**Aim:** Start with the line that contains "Give me the" and end with the line that contains "type Filter = 'all' | 'pending' | 'completed'"; retype those lines and the ones between them exactly, without any pictures.

**Data rows:**
══════
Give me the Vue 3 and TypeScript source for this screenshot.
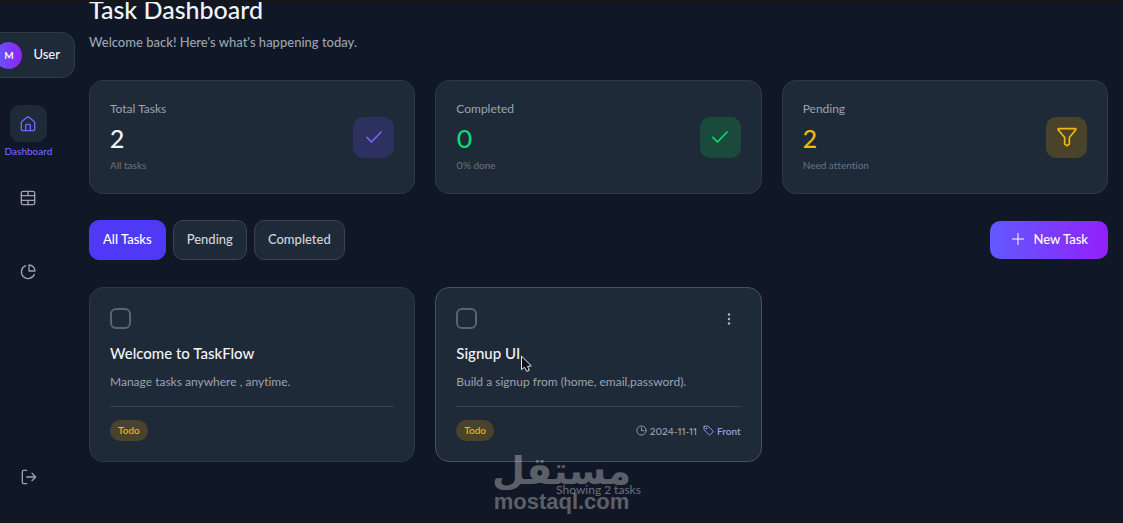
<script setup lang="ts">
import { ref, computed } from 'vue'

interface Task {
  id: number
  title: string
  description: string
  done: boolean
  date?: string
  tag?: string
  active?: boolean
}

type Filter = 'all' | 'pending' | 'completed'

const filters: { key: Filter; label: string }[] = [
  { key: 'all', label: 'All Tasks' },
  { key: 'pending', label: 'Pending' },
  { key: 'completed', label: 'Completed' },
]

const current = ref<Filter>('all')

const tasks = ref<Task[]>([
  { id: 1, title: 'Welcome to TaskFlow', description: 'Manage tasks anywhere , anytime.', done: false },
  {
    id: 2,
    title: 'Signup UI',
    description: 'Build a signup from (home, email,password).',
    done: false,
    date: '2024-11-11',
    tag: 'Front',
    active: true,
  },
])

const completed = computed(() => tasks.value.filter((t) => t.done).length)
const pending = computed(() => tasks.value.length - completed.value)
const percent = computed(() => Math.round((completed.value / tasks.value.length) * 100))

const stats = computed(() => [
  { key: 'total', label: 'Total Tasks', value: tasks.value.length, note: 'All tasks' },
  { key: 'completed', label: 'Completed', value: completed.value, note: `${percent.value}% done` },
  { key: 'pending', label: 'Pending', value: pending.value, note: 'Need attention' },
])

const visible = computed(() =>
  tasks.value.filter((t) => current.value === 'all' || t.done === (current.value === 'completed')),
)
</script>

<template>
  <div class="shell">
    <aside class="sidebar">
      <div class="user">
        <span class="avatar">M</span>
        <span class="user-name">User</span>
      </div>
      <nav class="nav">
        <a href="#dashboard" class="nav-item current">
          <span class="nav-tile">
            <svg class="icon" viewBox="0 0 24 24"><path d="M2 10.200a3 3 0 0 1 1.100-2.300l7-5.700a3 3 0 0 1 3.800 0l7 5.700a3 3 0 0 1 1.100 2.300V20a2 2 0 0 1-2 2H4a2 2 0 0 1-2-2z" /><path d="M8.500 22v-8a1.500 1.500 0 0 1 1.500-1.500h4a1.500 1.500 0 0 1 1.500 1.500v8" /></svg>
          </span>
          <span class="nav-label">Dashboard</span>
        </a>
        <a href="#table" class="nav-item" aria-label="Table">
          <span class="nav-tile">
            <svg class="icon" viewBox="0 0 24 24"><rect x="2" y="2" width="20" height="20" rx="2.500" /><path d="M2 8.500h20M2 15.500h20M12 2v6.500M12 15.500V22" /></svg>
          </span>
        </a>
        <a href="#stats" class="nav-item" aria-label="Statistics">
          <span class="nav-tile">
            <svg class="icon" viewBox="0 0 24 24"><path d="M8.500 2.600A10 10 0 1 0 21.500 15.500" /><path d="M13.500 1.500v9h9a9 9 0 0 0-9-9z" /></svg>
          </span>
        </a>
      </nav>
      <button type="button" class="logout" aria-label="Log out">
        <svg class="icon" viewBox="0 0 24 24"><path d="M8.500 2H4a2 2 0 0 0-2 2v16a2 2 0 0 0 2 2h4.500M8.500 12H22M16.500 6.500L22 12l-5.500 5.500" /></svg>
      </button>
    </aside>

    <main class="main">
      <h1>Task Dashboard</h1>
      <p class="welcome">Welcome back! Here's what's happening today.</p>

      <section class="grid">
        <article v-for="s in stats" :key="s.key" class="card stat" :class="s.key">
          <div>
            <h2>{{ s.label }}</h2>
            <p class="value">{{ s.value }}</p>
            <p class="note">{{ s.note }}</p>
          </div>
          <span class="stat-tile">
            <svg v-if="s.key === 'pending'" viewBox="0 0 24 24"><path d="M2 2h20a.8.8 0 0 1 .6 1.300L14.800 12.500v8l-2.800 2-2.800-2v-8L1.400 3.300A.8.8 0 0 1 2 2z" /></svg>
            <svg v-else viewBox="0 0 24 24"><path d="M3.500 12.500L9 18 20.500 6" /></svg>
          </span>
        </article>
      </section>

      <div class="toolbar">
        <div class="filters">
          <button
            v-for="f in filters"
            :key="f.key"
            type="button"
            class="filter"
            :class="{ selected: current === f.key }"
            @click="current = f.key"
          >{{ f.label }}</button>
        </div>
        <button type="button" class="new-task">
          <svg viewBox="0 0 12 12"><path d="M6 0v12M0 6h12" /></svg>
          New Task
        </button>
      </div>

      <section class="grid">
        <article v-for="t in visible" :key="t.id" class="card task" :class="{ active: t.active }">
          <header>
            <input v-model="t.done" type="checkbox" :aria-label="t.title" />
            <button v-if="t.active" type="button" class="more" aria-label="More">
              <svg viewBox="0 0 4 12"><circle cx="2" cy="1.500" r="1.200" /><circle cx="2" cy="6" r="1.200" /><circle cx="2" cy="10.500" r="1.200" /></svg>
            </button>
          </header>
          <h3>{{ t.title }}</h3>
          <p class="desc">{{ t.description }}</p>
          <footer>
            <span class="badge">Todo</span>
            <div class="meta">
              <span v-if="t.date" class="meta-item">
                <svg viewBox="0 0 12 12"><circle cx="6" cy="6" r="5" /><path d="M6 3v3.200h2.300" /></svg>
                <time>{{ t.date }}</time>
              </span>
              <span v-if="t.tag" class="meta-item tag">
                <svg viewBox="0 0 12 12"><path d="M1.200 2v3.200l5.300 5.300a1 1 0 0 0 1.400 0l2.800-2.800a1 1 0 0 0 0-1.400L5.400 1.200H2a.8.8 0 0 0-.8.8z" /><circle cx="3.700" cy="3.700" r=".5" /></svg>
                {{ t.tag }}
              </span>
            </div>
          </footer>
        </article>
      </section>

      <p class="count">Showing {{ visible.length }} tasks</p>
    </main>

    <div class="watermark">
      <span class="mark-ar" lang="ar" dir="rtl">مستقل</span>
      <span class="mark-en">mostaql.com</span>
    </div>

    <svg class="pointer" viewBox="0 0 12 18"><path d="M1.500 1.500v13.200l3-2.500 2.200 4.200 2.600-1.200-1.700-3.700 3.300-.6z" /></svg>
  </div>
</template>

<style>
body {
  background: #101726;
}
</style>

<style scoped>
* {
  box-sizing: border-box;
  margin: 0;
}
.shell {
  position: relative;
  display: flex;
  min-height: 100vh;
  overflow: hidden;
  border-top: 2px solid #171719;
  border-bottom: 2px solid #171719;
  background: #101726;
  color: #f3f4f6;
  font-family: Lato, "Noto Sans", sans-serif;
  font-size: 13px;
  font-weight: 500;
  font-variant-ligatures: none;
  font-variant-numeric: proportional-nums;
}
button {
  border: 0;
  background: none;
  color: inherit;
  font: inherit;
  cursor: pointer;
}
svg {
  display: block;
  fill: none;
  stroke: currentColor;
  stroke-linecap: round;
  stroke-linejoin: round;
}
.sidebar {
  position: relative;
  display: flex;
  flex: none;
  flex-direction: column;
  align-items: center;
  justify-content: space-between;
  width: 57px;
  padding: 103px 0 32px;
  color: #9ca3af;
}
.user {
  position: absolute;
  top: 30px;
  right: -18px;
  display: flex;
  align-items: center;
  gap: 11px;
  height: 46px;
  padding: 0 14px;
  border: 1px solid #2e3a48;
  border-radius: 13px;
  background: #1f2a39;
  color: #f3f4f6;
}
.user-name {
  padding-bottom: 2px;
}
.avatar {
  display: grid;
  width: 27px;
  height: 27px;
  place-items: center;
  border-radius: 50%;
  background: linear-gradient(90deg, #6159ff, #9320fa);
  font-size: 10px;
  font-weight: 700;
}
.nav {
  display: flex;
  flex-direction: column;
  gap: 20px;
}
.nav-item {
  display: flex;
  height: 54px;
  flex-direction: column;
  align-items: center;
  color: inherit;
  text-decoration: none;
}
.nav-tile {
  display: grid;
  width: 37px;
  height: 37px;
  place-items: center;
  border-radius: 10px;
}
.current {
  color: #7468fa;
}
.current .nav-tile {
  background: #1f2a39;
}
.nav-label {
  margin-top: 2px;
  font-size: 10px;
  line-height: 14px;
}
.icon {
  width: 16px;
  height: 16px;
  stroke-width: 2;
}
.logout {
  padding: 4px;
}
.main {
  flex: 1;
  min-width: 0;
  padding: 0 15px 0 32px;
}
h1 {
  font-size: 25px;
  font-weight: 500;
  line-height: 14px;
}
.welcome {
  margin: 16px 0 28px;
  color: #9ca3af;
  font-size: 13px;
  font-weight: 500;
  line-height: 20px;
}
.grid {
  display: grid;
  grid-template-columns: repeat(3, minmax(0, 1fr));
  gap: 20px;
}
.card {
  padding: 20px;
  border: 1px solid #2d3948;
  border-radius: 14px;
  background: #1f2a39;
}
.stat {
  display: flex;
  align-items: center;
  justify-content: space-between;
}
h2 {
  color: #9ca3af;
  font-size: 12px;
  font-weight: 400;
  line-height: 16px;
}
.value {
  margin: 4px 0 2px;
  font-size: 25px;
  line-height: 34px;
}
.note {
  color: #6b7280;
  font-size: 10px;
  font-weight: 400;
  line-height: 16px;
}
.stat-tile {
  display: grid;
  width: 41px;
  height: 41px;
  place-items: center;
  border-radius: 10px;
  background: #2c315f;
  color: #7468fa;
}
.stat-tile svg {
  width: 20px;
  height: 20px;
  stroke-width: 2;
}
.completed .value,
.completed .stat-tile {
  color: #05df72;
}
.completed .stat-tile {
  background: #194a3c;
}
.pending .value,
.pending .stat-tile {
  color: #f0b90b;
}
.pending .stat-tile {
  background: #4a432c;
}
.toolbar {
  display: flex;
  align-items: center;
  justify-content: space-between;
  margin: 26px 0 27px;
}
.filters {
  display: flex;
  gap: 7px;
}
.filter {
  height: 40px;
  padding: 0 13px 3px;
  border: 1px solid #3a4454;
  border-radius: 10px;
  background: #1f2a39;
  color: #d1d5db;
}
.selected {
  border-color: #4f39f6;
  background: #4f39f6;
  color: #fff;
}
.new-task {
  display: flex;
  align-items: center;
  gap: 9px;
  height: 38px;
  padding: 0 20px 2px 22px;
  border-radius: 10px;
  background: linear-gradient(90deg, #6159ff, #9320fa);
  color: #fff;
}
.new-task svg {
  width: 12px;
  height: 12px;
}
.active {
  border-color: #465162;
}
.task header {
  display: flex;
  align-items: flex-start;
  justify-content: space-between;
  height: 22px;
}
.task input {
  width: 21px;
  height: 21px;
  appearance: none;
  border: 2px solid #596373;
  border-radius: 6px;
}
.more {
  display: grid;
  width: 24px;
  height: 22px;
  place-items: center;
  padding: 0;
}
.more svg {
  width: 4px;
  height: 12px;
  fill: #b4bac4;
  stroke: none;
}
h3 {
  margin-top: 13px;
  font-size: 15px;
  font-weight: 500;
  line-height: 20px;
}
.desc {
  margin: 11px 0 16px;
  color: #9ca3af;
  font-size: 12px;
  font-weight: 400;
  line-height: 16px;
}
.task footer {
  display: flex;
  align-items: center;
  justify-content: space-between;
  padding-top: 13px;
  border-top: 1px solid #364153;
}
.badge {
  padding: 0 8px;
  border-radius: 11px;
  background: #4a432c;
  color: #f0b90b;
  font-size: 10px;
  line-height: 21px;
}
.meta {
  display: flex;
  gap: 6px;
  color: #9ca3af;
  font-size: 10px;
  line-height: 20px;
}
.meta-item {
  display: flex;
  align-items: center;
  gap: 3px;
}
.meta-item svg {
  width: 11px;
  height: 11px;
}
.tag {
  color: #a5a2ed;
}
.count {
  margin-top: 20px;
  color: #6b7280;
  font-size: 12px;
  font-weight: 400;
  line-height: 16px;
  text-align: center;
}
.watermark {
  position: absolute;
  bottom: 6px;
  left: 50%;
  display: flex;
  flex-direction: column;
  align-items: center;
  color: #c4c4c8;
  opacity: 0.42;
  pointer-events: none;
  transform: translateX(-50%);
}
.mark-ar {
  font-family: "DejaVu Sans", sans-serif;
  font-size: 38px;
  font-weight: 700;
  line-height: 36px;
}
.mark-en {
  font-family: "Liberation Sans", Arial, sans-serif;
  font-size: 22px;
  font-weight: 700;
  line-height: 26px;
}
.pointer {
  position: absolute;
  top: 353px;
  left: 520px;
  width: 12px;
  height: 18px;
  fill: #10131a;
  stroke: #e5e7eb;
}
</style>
══════
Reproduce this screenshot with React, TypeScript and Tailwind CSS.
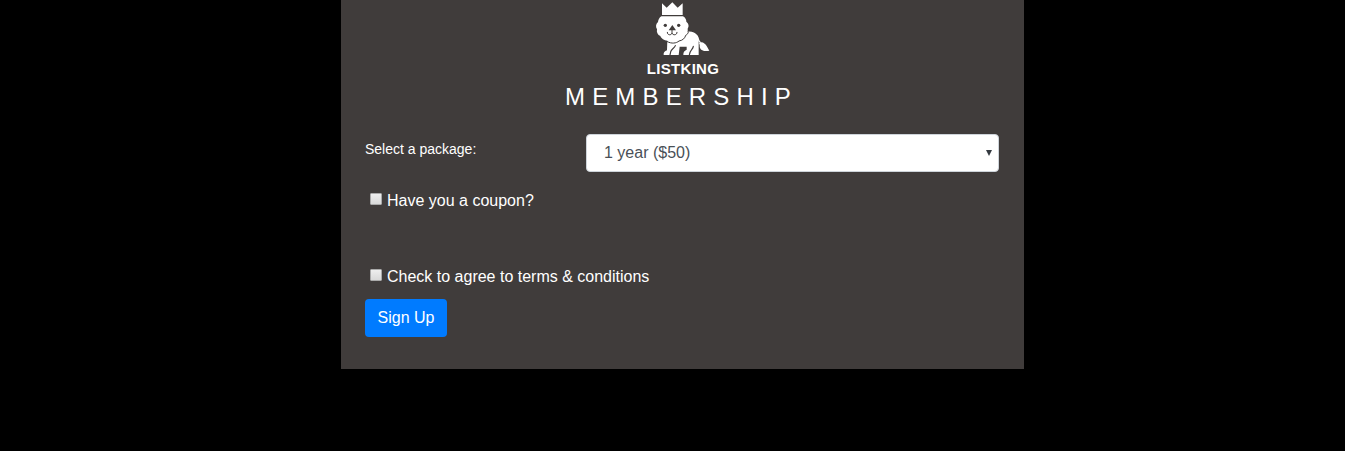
══════
**Right answer:**
Give me the Vue 3 and TypeScript source for this screenshot.
<script setup lang="ts">
import { ref, computed } from 'vue'

interface Task {
  id: number
  title: string
  description: string
  done: boolean
  date?: string
  tag?: string
  active?: boolean
}

type Filter = 'all' | 'pending' | 'completed'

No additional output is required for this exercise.